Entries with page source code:
※ ※ ※
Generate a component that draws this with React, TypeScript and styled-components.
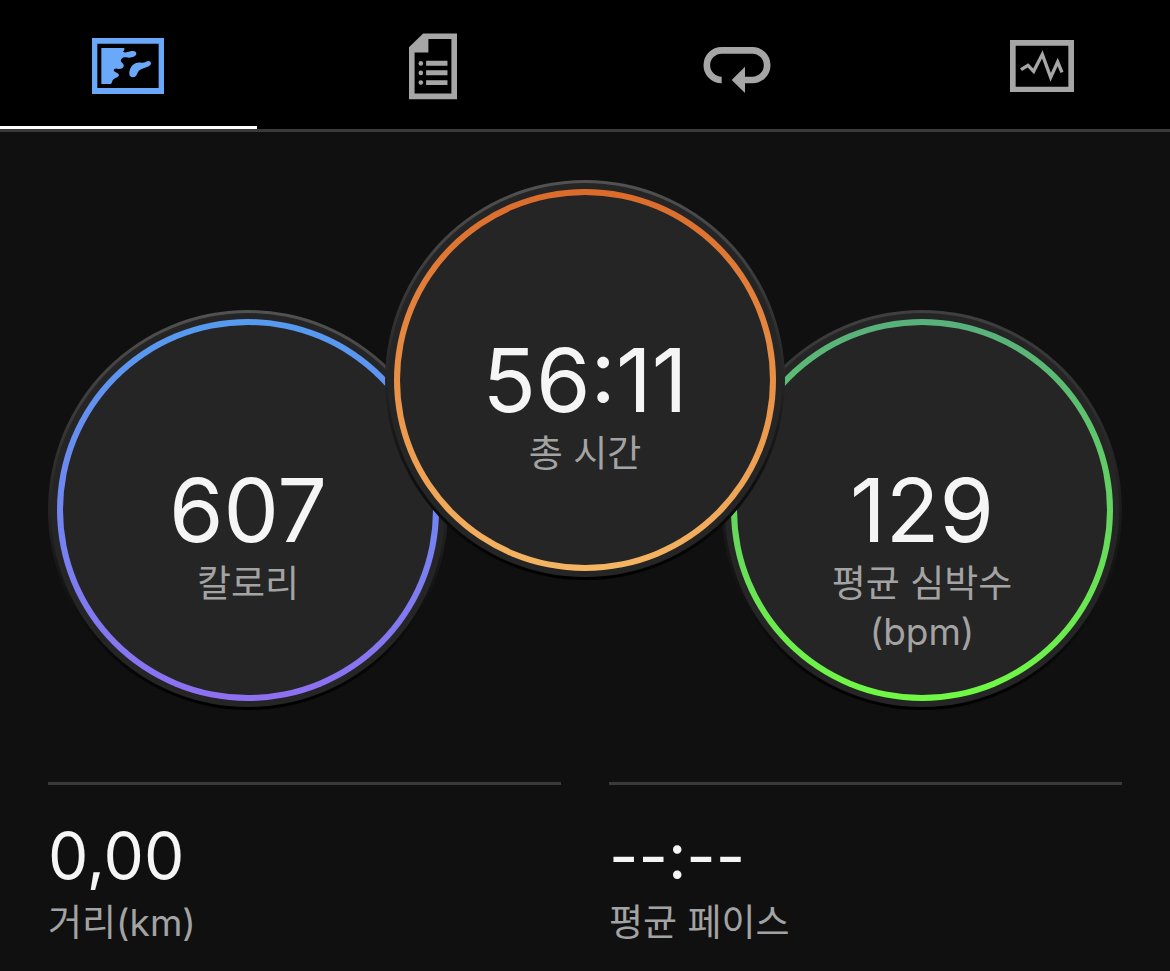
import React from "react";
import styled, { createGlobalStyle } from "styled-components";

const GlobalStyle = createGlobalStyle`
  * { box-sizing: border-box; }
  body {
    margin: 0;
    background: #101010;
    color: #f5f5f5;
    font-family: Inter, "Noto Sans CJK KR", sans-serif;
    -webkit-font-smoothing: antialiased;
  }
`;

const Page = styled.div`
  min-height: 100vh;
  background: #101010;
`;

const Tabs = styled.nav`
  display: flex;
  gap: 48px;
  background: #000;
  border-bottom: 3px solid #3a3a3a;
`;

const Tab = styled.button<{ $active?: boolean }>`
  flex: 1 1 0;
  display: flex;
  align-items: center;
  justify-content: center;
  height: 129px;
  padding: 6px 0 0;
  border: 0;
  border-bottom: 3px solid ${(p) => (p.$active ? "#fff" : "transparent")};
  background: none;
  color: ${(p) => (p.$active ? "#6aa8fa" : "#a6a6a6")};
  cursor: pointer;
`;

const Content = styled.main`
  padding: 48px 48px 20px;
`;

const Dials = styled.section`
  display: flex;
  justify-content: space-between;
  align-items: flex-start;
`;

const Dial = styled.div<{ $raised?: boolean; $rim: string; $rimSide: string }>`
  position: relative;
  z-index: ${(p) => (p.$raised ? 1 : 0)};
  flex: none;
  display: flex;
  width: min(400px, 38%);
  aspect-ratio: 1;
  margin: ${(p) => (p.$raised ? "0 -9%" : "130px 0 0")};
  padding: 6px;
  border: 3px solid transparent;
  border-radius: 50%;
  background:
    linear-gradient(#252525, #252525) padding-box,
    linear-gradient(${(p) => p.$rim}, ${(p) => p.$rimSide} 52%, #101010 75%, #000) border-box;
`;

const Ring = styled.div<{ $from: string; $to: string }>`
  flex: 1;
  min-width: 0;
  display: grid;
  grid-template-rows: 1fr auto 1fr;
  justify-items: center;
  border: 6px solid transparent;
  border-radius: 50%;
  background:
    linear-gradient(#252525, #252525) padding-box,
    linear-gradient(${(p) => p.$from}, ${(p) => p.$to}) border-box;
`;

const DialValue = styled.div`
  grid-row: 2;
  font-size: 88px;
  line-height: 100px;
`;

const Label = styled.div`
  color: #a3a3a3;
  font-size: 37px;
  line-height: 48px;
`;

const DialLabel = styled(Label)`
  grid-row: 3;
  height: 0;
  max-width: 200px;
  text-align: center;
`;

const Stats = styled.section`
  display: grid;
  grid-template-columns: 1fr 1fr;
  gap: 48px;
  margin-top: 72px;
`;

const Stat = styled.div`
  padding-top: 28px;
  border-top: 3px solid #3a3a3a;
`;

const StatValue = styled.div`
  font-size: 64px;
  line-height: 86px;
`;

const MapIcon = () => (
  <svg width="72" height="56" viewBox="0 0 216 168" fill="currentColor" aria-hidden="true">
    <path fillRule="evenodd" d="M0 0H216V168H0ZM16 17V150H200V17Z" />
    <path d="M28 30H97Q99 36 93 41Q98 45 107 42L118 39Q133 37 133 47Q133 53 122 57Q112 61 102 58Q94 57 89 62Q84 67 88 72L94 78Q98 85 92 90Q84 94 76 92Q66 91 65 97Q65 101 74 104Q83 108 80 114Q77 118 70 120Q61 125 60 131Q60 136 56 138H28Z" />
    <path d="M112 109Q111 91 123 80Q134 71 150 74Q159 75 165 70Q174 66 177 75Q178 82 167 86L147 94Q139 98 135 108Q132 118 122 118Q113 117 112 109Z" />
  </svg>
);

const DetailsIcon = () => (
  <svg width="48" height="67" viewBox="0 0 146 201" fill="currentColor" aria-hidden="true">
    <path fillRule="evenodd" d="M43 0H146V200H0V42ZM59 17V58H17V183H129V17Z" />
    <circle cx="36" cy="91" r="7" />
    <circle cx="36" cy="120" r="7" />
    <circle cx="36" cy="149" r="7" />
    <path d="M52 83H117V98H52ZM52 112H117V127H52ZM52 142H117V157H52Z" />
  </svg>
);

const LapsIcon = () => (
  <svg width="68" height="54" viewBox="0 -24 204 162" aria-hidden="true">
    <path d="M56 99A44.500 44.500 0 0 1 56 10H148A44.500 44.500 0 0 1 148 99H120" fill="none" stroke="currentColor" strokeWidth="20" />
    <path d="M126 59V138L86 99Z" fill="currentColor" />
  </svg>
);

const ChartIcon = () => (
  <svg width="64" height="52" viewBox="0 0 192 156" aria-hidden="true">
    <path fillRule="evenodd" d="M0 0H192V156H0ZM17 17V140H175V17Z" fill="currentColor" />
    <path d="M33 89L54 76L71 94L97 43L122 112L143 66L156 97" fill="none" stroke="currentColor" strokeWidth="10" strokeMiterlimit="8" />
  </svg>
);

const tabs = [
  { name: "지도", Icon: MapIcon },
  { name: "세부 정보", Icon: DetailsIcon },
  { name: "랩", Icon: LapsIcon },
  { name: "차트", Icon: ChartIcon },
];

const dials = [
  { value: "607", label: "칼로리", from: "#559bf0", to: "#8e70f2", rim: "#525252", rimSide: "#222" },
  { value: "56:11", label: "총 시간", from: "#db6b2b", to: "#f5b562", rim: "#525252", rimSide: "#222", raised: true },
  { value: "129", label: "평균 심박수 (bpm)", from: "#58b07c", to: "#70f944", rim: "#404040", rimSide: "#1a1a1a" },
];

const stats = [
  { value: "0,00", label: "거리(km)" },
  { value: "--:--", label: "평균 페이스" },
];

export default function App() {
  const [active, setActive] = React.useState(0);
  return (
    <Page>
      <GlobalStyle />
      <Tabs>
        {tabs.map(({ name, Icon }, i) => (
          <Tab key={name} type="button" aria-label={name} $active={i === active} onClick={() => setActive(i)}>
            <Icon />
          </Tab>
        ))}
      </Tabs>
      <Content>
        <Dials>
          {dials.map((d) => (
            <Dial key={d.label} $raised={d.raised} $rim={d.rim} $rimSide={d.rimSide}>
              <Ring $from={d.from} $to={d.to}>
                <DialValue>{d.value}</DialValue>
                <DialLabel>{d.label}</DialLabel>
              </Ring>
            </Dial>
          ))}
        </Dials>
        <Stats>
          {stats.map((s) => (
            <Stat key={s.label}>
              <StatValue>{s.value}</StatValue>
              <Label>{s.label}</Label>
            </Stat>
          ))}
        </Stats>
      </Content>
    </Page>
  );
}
※ ※ ※
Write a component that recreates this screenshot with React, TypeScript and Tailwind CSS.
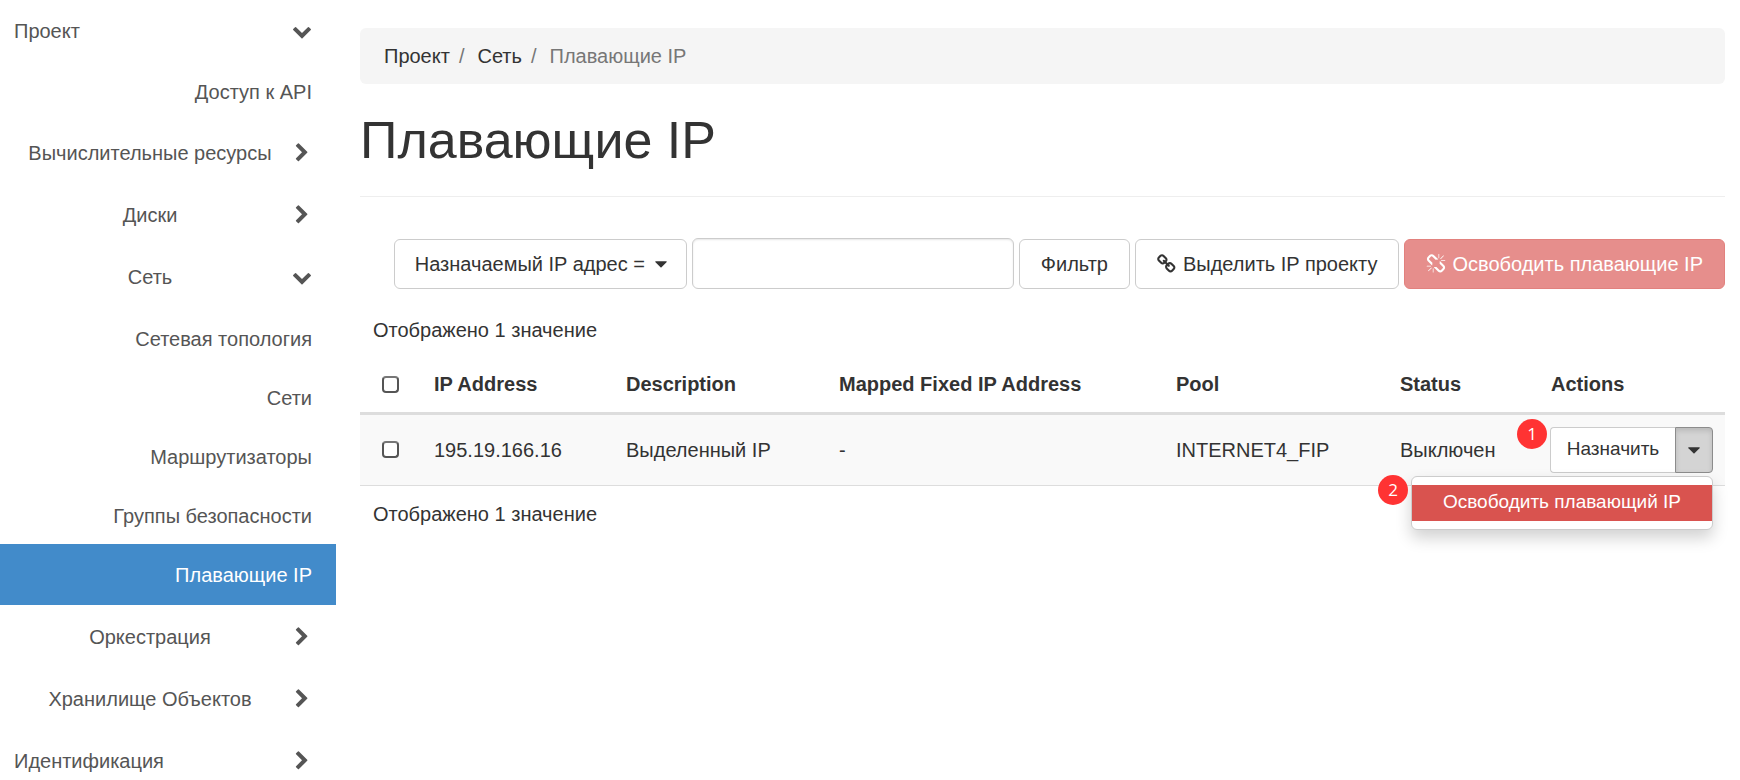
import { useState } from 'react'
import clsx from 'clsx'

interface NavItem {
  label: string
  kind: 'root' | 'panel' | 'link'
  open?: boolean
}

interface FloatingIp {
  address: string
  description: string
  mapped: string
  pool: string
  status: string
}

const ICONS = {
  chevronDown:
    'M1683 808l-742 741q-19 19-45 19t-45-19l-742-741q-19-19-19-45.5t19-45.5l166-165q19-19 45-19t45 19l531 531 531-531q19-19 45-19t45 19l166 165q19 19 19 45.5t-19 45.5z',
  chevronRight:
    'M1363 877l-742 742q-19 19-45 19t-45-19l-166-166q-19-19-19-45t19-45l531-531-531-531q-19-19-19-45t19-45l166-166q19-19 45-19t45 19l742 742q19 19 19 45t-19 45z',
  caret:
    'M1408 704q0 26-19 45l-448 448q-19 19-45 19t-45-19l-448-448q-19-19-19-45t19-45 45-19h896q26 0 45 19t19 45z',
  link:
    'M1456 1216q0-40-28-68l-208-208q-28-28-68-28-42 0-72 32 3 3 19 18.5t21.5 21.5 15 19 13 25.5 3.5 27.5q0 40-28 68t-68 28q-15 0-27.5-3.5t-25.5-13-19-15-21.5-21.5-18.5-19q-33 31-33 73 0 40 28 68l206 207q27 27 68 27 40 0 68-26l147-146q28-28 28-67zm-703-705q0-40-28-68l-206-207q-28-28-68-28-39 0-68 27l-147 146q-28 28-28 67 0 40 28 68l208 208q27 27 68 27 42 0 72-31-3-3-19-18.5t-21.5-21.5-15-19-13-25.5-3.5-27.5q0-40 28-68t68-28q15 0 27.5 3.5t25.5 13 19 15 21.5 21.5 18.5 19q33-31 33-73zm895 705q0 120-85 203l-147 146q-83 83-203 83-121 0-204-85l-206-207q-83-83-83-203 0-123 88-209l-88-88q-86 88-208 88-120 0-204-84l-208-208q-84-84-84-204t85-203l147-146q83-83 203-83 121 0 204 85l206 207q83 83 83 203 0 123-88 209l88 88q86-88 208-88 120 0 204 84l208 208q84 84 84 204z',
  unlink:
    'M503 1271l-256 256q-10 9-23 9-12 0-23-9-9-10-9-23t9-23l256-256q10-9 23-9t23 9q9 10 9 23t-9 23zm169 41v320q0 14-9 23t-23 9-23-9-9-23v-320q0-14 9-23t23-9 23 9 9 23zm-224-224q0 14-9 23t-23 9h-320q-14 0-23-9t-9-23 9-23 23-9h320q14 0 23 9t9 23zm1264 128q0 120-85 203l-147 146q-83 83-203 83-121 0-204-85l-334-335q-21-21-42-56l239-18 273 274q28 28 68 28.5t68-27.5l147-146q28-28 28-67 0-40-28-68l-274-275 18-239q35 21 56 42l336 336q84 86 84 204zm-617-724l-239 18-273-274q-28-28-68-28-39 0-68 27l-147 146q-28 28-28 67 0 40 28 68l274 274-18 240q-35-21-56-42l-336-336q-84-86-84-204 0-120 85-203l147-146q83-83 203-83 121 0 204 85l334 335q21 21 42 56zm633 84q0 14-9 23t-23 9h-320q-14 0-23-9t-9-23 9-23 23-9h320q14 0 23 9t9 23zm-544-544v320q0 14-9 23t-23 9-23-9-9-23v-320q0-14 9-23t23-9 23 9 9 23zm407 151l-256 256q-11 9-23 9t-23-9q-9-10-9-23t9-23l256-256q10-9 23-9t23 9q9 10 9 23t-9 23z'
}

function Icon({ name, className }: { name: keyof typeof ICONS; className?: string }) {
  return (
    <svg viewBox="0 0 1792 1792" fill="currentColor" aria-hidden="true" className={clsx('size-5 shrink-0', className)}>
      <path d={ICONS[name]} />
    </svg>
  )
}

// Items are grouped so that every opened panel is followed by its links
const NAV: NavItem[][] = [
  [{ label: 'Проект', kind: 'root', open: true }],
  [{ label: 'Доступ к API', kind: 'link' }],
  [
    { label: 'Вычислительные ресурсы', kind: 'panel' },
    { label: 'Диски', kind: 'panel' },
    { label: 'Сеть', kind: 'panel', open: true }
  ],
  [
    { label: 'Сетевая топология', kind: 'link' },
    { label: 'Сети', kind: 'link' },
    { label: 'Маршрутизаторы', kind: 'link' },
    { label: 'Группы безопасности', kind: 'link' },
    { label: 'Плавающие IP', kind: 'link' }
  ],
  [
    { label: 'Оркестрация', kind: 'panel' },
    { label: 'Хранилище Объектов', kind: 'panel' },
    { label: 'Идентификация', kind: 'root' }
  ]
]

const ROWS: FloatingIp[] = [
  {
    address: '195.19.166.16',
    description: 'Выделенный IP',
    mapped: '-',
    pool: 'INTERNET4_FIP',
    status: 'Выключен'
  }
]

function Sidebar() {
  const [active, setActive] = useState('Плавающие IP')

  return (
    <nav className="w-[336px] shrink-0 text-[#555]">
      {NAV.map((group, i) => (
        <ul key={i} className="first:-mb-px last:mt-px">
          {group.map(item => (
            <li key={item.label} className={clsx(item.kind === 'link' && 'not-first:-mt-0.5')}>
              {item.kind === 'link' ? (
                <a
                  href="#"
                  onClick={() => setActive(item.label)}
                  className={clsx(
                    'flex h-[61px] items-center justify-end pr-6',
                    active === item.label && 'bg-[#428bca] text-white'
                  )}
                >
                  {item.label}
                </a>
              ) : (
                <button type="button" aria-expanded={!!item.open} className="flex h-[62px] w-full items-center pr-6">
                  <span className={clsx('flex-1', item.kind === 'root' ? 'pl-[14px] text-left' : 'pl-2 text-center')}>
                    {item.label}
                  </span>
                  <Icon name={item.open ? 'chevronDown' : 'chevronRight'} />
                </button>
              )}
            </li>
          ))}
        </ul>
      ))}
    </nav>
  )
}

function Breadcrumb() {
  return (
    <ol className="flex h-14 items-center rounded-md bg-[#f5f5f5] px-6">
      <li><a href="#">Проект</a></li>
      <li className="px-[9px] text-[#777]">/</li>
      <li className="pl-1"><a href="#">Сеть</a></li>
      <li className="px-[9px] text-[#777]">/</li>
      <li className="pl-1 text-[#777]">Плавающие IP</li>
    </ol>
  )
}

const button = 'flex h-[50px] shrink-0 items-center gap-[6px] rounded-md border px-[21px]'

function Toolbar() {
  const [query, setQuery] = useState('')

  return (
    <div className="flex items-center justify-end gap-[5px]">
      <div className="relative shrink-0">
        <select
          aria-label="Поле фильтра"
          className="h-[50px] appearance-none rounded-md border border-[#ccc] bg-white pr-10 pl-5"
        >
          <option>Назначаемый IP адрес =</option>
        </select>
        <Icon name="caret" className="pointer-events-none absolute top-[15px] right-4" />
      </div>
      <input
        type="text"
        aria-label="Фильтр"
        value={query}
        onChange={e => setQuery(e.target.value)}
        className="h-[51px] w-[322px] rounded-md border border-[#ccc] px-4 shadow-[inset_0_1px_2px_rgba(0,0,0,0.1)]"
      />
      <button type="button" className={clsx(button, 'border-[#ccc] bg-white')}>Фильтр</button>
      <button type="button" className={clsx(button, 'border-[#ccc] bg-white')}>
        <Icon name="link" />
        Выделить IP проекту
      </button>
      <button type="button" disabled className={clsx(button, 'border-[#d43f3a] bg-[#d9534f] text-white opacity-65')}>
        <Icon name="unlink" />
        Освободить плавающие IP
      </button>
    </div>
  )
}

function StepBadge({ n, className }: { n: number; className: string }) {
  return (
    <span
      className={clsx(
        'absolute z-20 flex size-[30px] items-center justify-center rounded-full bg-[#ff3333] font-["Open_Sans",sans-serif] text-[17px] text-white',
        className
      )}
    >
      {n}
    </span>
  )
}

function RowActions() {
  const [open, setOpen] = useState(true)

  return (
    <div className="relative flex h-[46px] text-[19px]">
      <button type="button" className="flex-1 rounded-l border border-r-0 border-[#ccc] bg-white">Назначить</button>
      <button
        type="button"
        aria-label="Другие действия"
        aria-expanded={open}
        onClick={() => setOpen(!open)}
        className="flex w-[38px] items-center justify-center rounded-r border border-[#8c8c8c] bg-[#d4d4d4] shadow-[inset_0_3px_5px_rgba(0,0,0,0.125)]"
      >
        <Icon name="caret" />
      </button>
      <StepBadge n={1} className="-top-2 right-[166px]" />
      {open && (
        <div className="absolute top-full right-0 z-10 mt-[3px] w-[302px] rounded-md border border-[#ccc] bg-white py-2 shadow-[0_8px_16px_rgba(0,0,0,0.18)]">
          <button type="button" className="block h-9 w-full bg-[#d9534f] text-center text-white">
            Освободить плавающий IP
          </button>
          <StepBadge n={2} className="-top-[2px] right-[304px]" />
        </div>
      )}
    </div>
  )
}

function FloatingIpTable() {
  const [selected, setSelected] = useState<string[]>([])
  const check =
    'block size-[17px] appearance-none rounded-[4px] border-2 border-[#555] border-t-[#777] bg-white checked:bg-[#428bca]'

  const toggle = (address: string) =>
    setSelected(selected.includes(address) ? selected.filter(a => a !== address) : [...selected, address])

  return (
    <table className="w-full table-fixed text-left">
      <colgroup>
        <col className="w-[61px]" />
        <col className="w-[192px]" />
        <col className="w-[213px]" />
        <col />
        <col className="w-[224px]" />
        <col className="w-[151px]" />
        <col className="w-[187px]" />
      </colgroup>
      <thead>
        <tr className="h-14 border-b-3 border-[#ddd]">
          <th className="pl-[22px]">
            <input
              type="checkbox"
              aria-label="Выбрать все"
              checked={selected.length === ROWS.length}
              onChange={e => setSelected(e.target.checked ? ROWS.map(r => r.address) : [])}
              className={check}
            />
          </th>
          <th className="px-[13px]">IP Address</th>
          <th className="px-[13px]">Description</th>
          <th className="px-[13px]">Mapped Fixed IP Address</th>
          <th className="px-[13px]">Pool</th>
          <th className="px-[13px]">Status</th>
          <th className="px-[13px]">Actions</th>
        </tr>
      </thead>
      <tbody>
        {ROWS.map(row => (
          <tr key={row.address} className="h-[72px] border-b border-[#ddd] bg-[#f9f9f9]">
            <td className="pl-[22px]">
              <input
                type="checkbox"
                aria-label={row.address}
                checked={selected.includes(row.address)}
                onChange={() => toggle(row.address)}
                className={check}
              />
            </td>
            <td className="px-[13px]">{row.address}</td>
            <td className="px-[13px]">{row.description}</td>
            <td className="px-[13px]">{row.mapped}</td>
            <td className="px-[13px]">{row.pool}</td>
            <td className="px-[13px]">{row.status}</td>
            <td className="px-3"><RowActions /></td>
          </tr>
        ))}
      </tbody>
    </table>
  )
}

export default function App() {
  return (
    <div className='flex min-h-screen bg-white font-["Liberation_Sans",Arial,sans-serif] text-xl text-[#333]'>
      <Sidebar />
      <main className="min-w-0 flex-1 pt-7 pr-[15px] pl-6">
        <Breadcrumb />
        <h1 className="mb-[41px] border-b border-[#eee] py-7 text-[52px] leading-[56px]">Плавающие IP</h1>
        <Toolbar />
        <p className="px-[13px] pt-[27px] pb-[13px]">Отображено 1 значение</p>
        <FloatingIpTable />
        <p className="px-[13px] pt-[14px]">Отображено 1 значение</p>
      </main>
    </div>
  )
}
※ ※ ※
**Short problem:**
Take every line containing the word "that" and copy it.

**Task response:**
Generate a component that draws this with React, TypeScript and styled-components.
Write a component that recreates this screenshot with React, TypeScript and Tailwind CSS.
// Items are grouped so that every opened panel is followed by its links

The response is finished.